To evaluate the reference intervals for fasting total plasma homocysteine concentrations in Saudi healthy males and females in relation to age, sex and the nutritional status of folate and vitamin B12.
A prospective study was conducted on randomly selected Saudi healthy males (n=642) and females (n=784) living in the Jeddah area, Kingdom of Saudi Arabia. Plasma homocysteine together with serum folate and plasma vitamin B12 concentrations were determined. Analysis of variance was used to examine differences among various groups according to age, sex or folate, or both or vitamin B12 status for different variables. Correlations were carried out using multiple linear regression analysis.
Reference intervals for plasma homocysteine concentrations in Saudi healthy males and females (age 20 -69 years) was documented. The age-adjusted geometric mean of plasma homocysteine concentration was significantly greater in males (9.91 micromol/L) than in females (8.08 micromol/L) (P<0.0001). In both males and females, values for serum folate and plasma vitamin B12 concentrations significantly and negatively correlated with plasma homocysteine concentrations (P<0.000). Serum total cholesterol showed significant positive correlations with plasma homocysteine in both males (r=0.448, P<0.000) and females (r=0.313; P < 0.000). Diastolic (r= 0.182; P<0.001) and systolic (r=0.309; P < 0.000) blood pressure values showed significant positive correlations with plasma homocysteine concentrations in females only. Stepwise multiple linear regression analysis showed that in both males and females, age, sex, serum folate, and waist-to-hip ratio and plasma vitamin B12 were significant determinants of plasma homocysteine concentrations.

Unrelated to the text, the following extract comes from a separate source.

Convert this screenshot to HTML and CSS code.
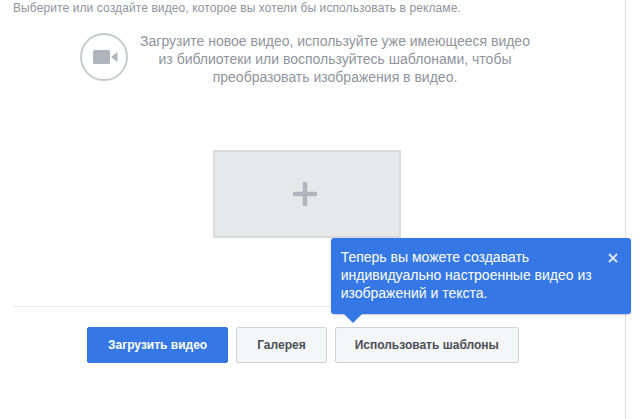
FILE: index.html
```html
<!DOCTYPE html>
<html lang="ru">
<head>
<meta charset="utf-8">
<title>Видео</title>
<link rel="stylesheet" href="styles.css">
</head>
<body>
<main class="panel">
  <p class="lead">Выберите или создайте видео, которое вы хотели бы использовать в рекламе.</p>
  <section class="intro">
    <div class="intro-icon">
      <svg width="48" height="48" viewBox="0 0 48 48" aria-hidden="true">
        <circle cx="24" cy="24" r="23" fill="none" stroke="#c4c7cc" stroke-width="1.8"/>
        <rect x="13" y="17" width="17" height="14" rx="1.5" fill="#b0b4bc"/>
        <path d="M31 24l6.500-5v10z" fill="#b0b4bc"/>
      </svg>
    </div>
    <p class="intro-text">Загрузите новое видео, используйте уже имеющееся видео<br>из библиотеки или воспользуйтесь шаблонами, чтобы<br>преобразовать изображения в видео.</p>
  </section>
  <div class="drop-wrap">
    <div class="drop">
      <svg width="24" height="24" viewBox="0 0 24 24" aria-hidden="true">
        <path d="M12 1.500v21M1.500 12h21" stroke="#b0b4bc" stroke-width="4.500" stroke-linecap="round" fill="none"/>
      </svg>
    </div>
  </div>
  <div class="actions">
    <button class="btn btn-primary" type="button">Загрузить видео</button>
    <button class="btn" type="button">Галерея</button>
    <div class="tip-anchor">
      <button class="btn btn-tight" type="button">Использовать шаблоны</button>
      <div class="tip">
        <p class="tip-text">Теперь вы можете создавать индивидуально настроенные видео из изображений и текста.</p>
        <svg class="tip-close" width="10" height="10" viewBox="0 0 10 10" aria-hidden="true">
          <path d="M1 1l8 8M9 1l-8 8" stroke="#dfe8f8" stroke-width="1.800" fill="none"/>
        </svg>
      </div>
    </div>
  </div>
</main>
</body>
</html>
```

FILE: styles.css
```css
html, body {
  margin: 0;
  padding: 0;
  background: #fff;
}
body {
  width: 639px;
  height: 419px;
  overflow: hidden;
  font-family: "Liberation Sans", Arial, sans-serif;
}
.panel {
  width: 612px;
  height: 419px;
  margin-left: 13px;
  border-right: 1px solid #dddfe2;
  box-sizing: content-box;
}
.lead {
  margin: 0;
  padding-top: 1px;
  font-size: 12px;
  line-height: 14px;
  letter-spacing: 0.1px;
  color: #90949c;
}
.intro {
  display: flex;
  align-items: flex-start;
  margin-top: 18px;
  padding-left: 67px;
}
.intro-icon {
  width: 48px;
  height: 48px;
}
.intro-text {
  margin: -1px 0 1px 12px;
  width: 390px;
  text-align: center;
  font-size: 14px;
  line-height: 18px;
  color: #90949c;
}
.drop-wrap {
  margin-top: 63px;
  padding-left: 200px;
}
.drop {
  width: 188px;
  height: 88px;
  box-sizing: border-box;
  padding-right: 4px;
  background: #e7e8ea;
  border: 2px solid #dadbdd;
  display: flex;
  align-items: center;
  justify-content: center;
}
.actions {
  display: flex;
  gap: 8px;
  margin-top: 68px;
  padding: 20px 0 0 74px;
  border-top: 1px solid #e9ebee;
}
.btn {
  height: 36px;
  padding: 0 20px;
  box-sizing: border-box;
  font-family: inherit;
  font-size: 12px;
  font-weight: bold;
  color: #4b4f56;
  background: #f5f6f7;
  border: 1px solid #ced0d4;
  border-radius: 2px;
}
.btn-primary {
  color: #fff;
  background: #3578e5;
  border-color: #3578e5;
}
.btn-tight {
  padding: 0 19px;
}
.tip-anchor {
  position: relative;
}
.tip {
  position: absolute;
  left: -4px;
  bottom: 49px;
  width: 300px;
  height: 76px;
  box-sizing: border-box;
  padding: 10px 10px;
  background: #3578e5;
  border-radius: 3px;
  box-shadow: 0 1px 2px rgba(0,0,0,.2);
}
.tip::after {
  content: "";
  position: absolute;
  left: 13px;
  bottom: -9px;
  border-left: 9.5px solid transparent;
  border-right: 9.5px solid transparent;
  border-top: 9px solid #3578e5;
}
.tip-text {
  margin: 0;
  width: 262px;
  font-size: 14px;
  line-height: 18px;
  color: #fff;
}
.tip-close {
  position: absolute;
  top: 15px;
  right: 13px;
}
```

The first data on plasma homocysteine concentrations in Saudi healthy males and females are reported. Age and sex differences were confirmed and a significant inverse relationship between plasma homocysteine concentrations and that of serum folate and plasma vitamin B12 was observed. Various independent variables including age, sex, serum folate, waist-to-hip ratio and plasma vitamin B12 contributed to the changes in plasma homocysteine. Plasma homocysteine concentrations should be evaluated in patients at risk for cardiovascular and other related diseases in the Saudi population.